BHS acquires Morrel Realty plus other brokers

Brown Harris Stevens has continued to grow since acquiring longtime New York residential real estate company Edward Lee Cave, absorbing two-man real estate firm Morrel Realty and attracting a bevy of new agents.

BHS, a 300-agent firm, has added 14 new brokers, including those from Morrel Realty — Leslie Richardson and Howard Morrel, the founder of the tiny brokerage — since the beginning of the year, in addition to Cave’s 21 agents, said Hall Willkie, the company’s president. Cave’s 28-year-old New York firm joined forces with BHS in February, though it will continue to operate as an independent division. Wilkie said Morrel Realty will be dissolved. Several of the other BHS newcomers hail from the Corcoran Group and Sotheby’s International Realty (see below for a list of some of the other latest recruits).

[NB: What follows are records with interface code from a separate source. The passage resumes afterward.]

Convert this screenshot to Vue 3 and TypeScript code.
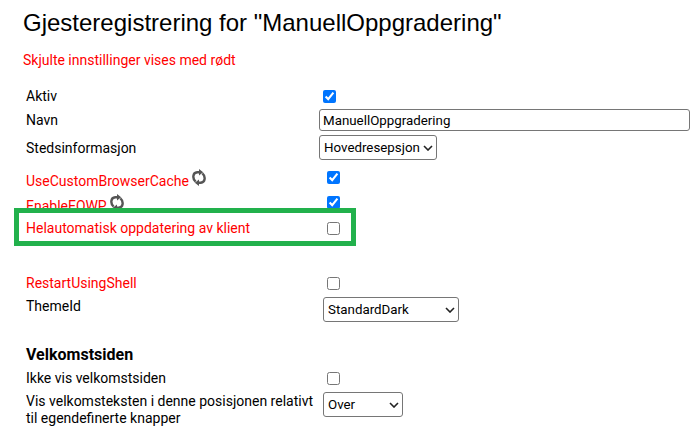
<script setup lang="ts">
import { ref } from 'vue'

const title = 'Gjesteregistrering for "ManuellOppgradering"'

const active = ref(true)
const name = ref('ManuellOppgradering')
const place = ref('Hovedresepsjon')
const hidden = ref([
  { id: 'customCache', label: 'UseCustomBrowserCache', value: true },
  { id: 'enableEqwp', label: 'EnableEQWP', value: true },
])
const autoUpdate = ref(false)
const restartShell = ref(false)
const theme = ref('StandardDark')
const hideWelcome = ref(false)
const position = ref('Over')
</script>

<template>
  <main class="page">
    <h1>{{ title }}</h1>
    <p class="notice">Skjulte innstillinger vises med rødt</p>

    <form class="settings" @submit.prevent>
      <section class="general">
        <div class="row">
          <label for="active">Aktiv</label>
          <div class="field"><input id="active" v-model="active" type="checkbox" /></div>
        </div>
        <div class="row middle">
          <label for="name">Navn</label>
          <input id="name" v-model="name" class="text" type="text" />
        </div>
        <div class="row middle">
          <label for="place">Stedsinformasjon</label>
          <div class="field">
            <div class="dropdown">
              <select id="place" v-model="place">
                <option>Hovedresepsjon</option>
              </select>
              <svg class="chevron tight" viewBox="0 0 10 6" aria-hidden="true"><path d="M1 1L5 5L9 1" /></svg>
            </div>
          </div>
        </div>
      </section>

      <section class="advanced">
        <div class="restarting">
          <div v-for="item in hidden" :key="item.id" class="row">
            <label class="secret" :for="item.id">
              {{ item.label }}
              <svg class="refresh" viewBox="0 0 14 17" aria-hidden="true">
                <g fill="none" stroke="#555" stroke-width="2.4">
                  <path d="M3.6 12.6C.2 9.6.6 3.6 5.2 3.3H8" />
                  <path d="M10.4 4.4C13.8 7.4 13.4 13.4 8.8 13.7H6" />
                </g>
                <path fill="#555" d="M7 0L11.2 3.3L7 6.4ZM7 10.6V17L2.8 13.7Z" />
              </svg>
            </label>
            <div class="field"><input :id="item.id" v-model="item.value" type="checkbox" /></div>
          </div>
        </div>
        <div class="row highlighted">
          <label class="secret" for="autoUpdate">Helautomatisk oppdatering av klient</label>
          <div class="field"><input id="autoUpdate" v-model="autoUpdate" type="checkbox" /></div>
        </div>
        <div class="row">
          <label class="secret" for="restartShell">RestartUsingShell</label>
          <div class="field"><input id="restartShell" v-model="restartShell" type="checkbox" /></div>
        </div>
        <div class="row">
          <label for="theme">ThemeId</label>
          <div class="field">
            <div class="dropdown">
              <select id="theme" v-model="theme" class="wide">
                <option>StandardDark</option>
              </select>
              <svg class="chevron" viewBox="0 0 10 6" aria-hidden="true"><path d="M1 1L5 5L9 1" /></svg>
            </div>
          </div>
        </div>
      </section>

      <section class="advanced welcome">
        <h2>Velkomstsiden</h2>
        <div class="row">
          <label for="hideWelcome">Ikke vis velkomstsiden</label>
          <div class="field"><input id="hideWelcome" v-model="hideWelcome" type="checkbox" /></div>
        </div>
        <div class="row">
          <label for="position">Vis velkomsteksten i denne posisjonen relativt til egendefinerte knapper</label>
          <div class="field">
            <div class="dropdown">
              <select id="position" v-model="position" class="narrow">
                <option>Over</option>
                <option>Under</option>
              </select>
              <svg class="chevron" viewBox="0 0 10 6" aria-hidden="true"><path d="M1 1L5 5L9 1" /></svg>
            </div>
          </div>
        </div>
      </section>
    </form>
  </main>
</template>

<style>
body {
  margin: 0;
  background: #fff;
}
</style>

<style scoped>
.page {
  box-sizing: border-box;
  padding: 8px 4px 0 23px;
  color: #000;
  font: 14px/17px Roboto, sans-serif;
}
h1 {
  margin: 0;
  font: 24px/30px "Liberation Sans", Arial, sans-serif;
}
.notice {
  margin: 14px 0 18px;
  color: #f00;
}
.settings {
  padding-left: 3px;
}
.row {
  position: relative;
  display: grid;
  grid-template-columns: 293px 1fr;
  align-items: start;
  min-height: 22px;
}
.middle {
  align-items: center;
}
.middle + .middle {
  margin-top: 4px;
}
.advanced .row {
  grid-template-columns: 297px 1fr;
  min-height: 23px;
}
label {
  padding-top: 1px;
}
.field {
  display: flex;
}
.secret {
  color: #f00;
}
input[type='checkbox'] {
  width: 13px;
  height: 13px;
  margin: 3px 4px 0;
}
.text,
select {
  box-sizing: border-box;
  border: 1px solid #767676;
  border-radius: 3px;
  background: #fff;
  color: #000;
  font-family: Roboto, sans-serif;
}
.text {
  width: 100%;
  height: 22px;
  padding: 0 3px;
}
.dropdown {
  position: relative;
}
select {
  display: block;
  appearance: none;
  width: 118px;
  height: 25px;
  padding: 0 4px;
}
.wide {
  width: 136px;
}
.narrow {
  width: 80px;
}
.chevron {
  position: absolute;
  top: 10px;
  right: 4px;
  width: 10px;
  height: 6px;
  fill: none;
  stroke: #222;
  stroke-width: 1.6;
  pointer-events: none;
}
.general {
  margin-bottom: 8px;
}
.restarting {
  margin-bottom: 1px;
}
.restarting .row {
  min-height: 25px;
}
.restarting label {
  display: flex;
  gap: 3px;
  padding-top: 5px;
}
.refresh {
  width: 14px;
  height: 17px;
  margin-top: -4px;
}
.highlighted {
  margin-bottom: 32px;
}
.highlighted::after {
  content: '';
  position: absolute;
  box-sizing: border-box;
  top: -11px;
  left: -12px;
  width: 342px;
  height: 38px;
  border: 5px solid #22b14c;
  pointer-events: none;
}
.welcome {
  margin-top: 23px;
}
h2 {
  margin: 0 0 4px;
  font-size: 16px;
  line-height: 20px;
}
.welcome label {
  padding-right: 8px;
}
</style>
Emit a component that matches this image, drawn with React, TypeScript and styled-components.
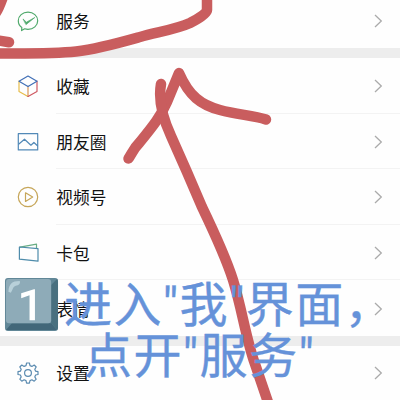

While BHS is a subsidiary of privately-held Terra Holdings, Corcoran and Sotheby’s are owned by national real estate company NRT, which has struggled amid the real estate slump.

The fact that BHS is privately-held — and thus shielded from many of the cutbacks other firms are experiencing — may make it attractive to outside agents, Willkie said.

BHS is not immune to the real estate downturn, however. Willkie said transactions there are down by 50 percent from last year, and the company has eliminated some administrative jobs and “extras,” including the spring party it usually throws for its brokers. But unlike Corcoran, Bellmarc Realty and many other city firms, BHS hasn’t yet closed any offices.

“Our test is to make sure we don’t do anything that changes our position in the market,” Willkie said.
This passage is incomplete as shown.